Definition: A real smooth analytic function $f$ defined on some neighborhood of $t_0$ is said to have an $A_k$ singularity at $t_0$ if and only if $$ f'(t_0) = f''(t_0) = \dots = f^{(k)}(t_0) = 0$$ and $f^{(k+1)}(t_0)\neq0$
Definition: A smooth plane curve $\gamma : I \to \mathbb{R}^2$ is said to have a contact of order $k$ with the implicit curve $F(x, y)=0$ at $\gamma(t_0)$ if and only if $F(\gamma(t_0))=0$ (i.e. they intersect) and $F(\gamma(t))$ has an $A_{k-1}$ singularity at $t_0$
In particular, given $\gamma$ and $t_0 \in I$, the line (resp. circle) with the highest order of contact with $\gamma$ at $t_0$ is the tangent line (resp. osculating circle) at $\gamma(t_0)$.
The order of contact at the points of the curve with tangents lines/osculating circles at that point can give insights about the local geometrical behavior at that point. For instance, at ordinary vertexes of the curve (i.e. $\kappa'=0$ and $\kappa'' \neq 0$), the order of contact with the osculating circle is $4$ (whilst at points with $\kappa' \neq 0$, it is $3$). Also, the contact of a line and $\gamma$ at an ordinary inflexion (i.e. the point $(0,0)$ of $\gamma(t)=(t,t^3)$) is $3$, whilst at a higher inflexion, it could be $5$ (i.e. the same point of $\gamma(t)=(t, t^5)$). It could also be $4$ at the same point of $\gamma(t)=(t, t^4)$, even though these curves have distinct local geometries.
So the order of contact with lines and circles reveals geometric information about the local behavior of the curve at that point.
We also know that some interesting geometric phenomenon occur at some singularities. For instance, if we consider the parallel curves of an ellipse, its four ordinary vertexes "are responsible" for giving rise to swallowtail singularities. Also, if we think of the evolute, the vertexes of the ellipse "are responsible" for giving rise to the four cuspids of the evolute.
In conclusion, singularities at smooth plane curves give information about its local geometry and are clearly visible at some curves originated from the original curve, like swallowtails at parallels and cuspids at evolutes.

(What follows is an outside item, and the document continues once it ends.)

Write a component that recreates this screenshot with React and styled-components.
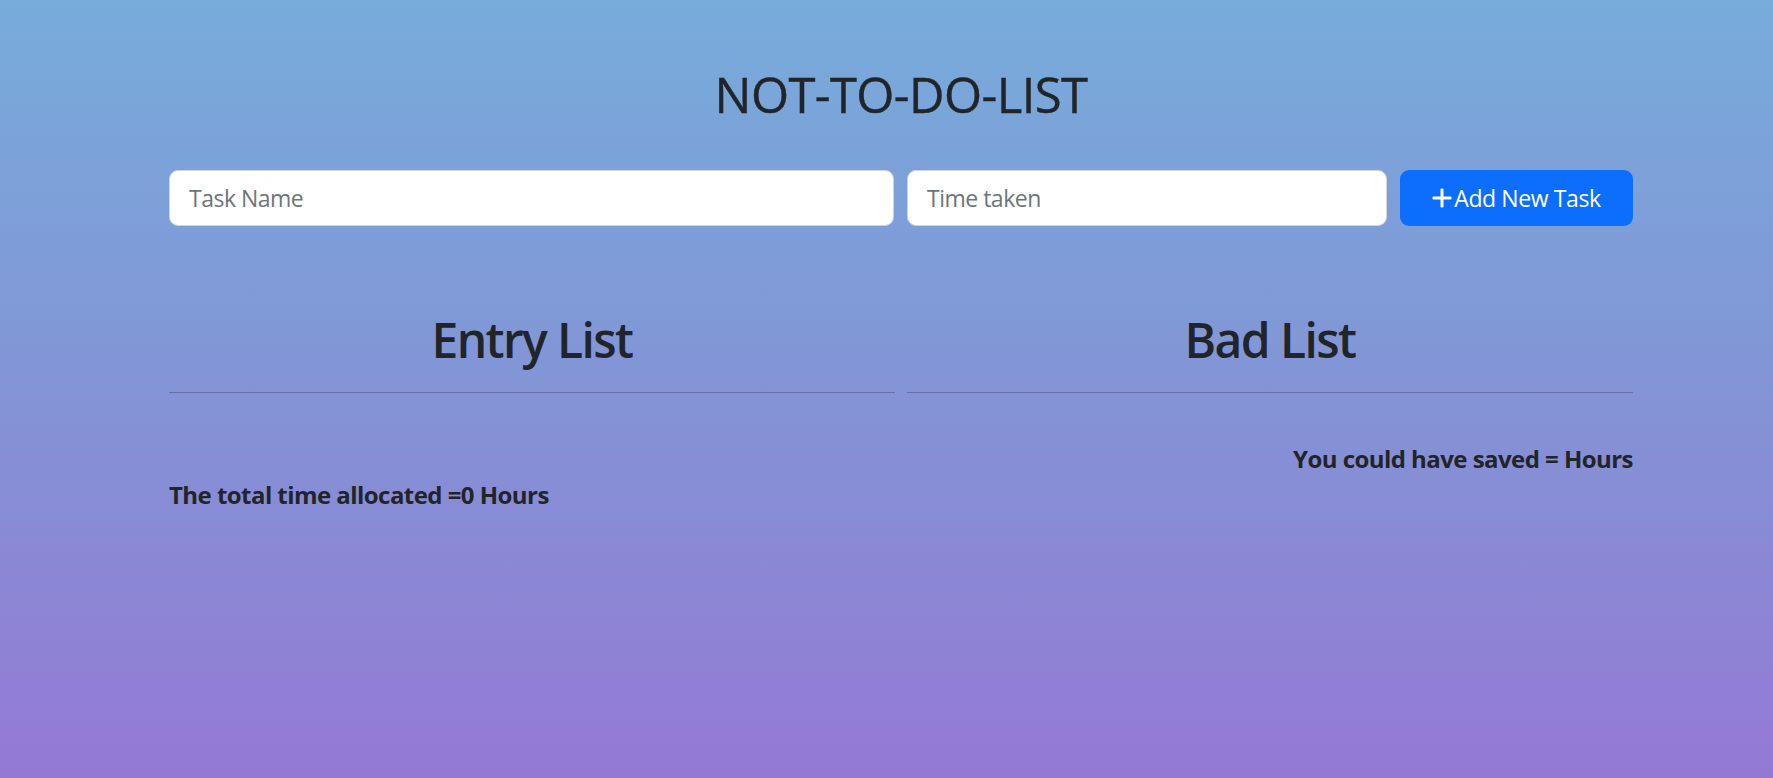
import React from "react";
import styled, { createGlobalStyle } from "styled-components";

const GlobalStyle = createGlobalStyle`
  html, body {
    margin: 0;
    padding: 0;
  }
  body {
    font-family: "Open Sans", "Noto Sans", sans-serif;
    color: #212529;
  }
`;

const Page = styled.div`
  min-height: 100vh;
  background: linear-gradient(to bottom, #77acdb 0%, #8394d6 50%, #9479d4 100%);
  padding-top: 64px;
  box-sizing: border-box;
`;

const Container = styled.main`
  width: 1464px;
  margin-left: 169px;
`;

const Title = styled.h1`
  margin: 0;
  font-size: 49px;
  line-height: 60px;
  font-weight: 400;
  letter-spacing: -0.6px;
  text-align: center;
  -webkit-text-stroke: 0.4px #212529;
`;

const FormRow = styled.form`
  margin-top: 46px;
  display: grid;
  grid-template-columns: 725px 480px 1fr;
  column-gap: 13px;
`;

const Field = styled.input`
  height: 56px;
  box-sizing: border-box;
  padding: 0 19px;
  border: 1px solid #ced4da;
  border-radius: 9px;
  background: #fff;
  font-family: inherit;
  font-size: 23px;
  letter-spacing: -0.5px;
  color: #212529;
  outline: none;

  &::placeholder {
    color: #6c757d;
  }
`;

const AddButton = styled.button`
  height: 56px;
  border: none;
  border-radius: 9px;
  background: #0d6efd;
  color: #fff;
  font-family: inherit;
  font-size: 23px;
  letter-spacing: -0.4px;
  display: flex;
  align-items: center;
  justify-content: center;
  gap: 2px;
  cursor: pointer;
`;

const ListsRow = styled.section`
  margin-top: 84px;
  display: grid;
  grid-template-columns: 1fr 1fr;
  column-gap: 12px;
`;

const ListColumn = styled.div`
  display: flex;
  flex-direction: column;
`;

const ListHeading = styled.h2`
  margin: 0;
  font-size: 48px;
  line-height: 60px;
  font-weight: 600;
  letter-spacing: -1.6px;
  text-align: center;
`;

const Divider = styled.hr`
  margin: 22px 0 0;
  border: 0;
  border-top: 1px solid rgba(33, 37, 41, 0.3);
`;

const Summary = styled.div`
  margin-top: ${(p) => p.$top}px;
  font-size: 24px;
  line-height: 29px;
  font-weight: 700;
  letter-spacing: -0.55px;
  text-align: ${(p) => p.$align || "left"};
`;

const PlusIcon = () => (
  <svg width="20" height="20" viewBox="0 0 20 20" aria-hidden="true">
    <rect x="8.5" y="0.5" width="3" height="19" rx="1" fill="currentColor" />
    <rect x="0.5" y="8.5" width="19" height="3" rx="1" fill="currentColor" />
  </svg>
);

const App = () => {
  const entries = [];
  const badList = [];
  const total = entries.reduce((sum, item) => sum + Number(item.hr), 0);

  return (
    <Page>
      <GlobalStyle />
      <Container>
        <Title>NOT-TO-DO-LIST</Title>

        <FormRow onSubmit={(e) => e.preventDefault()}>
          <Field type="text" placeholder="Task Name" />
          <Field type="number" placeholder="Time taken" />
          <AddButton type="submit">
            <PlusIcon />
            Add New Task
          </AddButton>
        </FormRow>

        <ListsRow>
          <ListColumn>
            <ListHeading>Entry List</ListHeading>
            <Divider />
            <Summary $top={87}>The total time allocated ={total} Hours</Summary>
          </ListColumn>
          <ListColumn>
            <ListHeading>Bad List</ListHeading>
            <Divider />
            <Summary $top={51} $align="right">
              You could have saved = {badList.length ? "" : ""}Hours
            </Summary>
          </ListColumn>
        </ListsRow>
      </Container>
    </Page>
  );
};

export default App;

With all that said, my question is the following:
Is it possible to "do something" with the original curve $\gamma$ (i.e. create a curve originated from the original curve) which gives a intuitive and clear geometric reason for the curve having an order of contact $k$ with lines or circles for all $k$? Namely, how do we know the difference between, say, the inflexions (local behavior at $t=0$) of $\gamma(t)=(t, t^5)$ and $\gamma(t)=(t, t^7)$ just by "looking" at $\gamma$ itself near $t=0$ or some related curve? Can curves created from these be geometrically different (visually) because of the different behavior at $t=0$? You could say that for this case, when we consider the "proximity" to the line $y=0$, $t^7$ is closer to it than $t^5$ (near $t=0$). But that is generally not immediately clear just by looking at curves the same way as swallowtails at parallels and cuspids at evolutes clearly indicate the existence of a point in which $\kappa'=0$ at the original curve.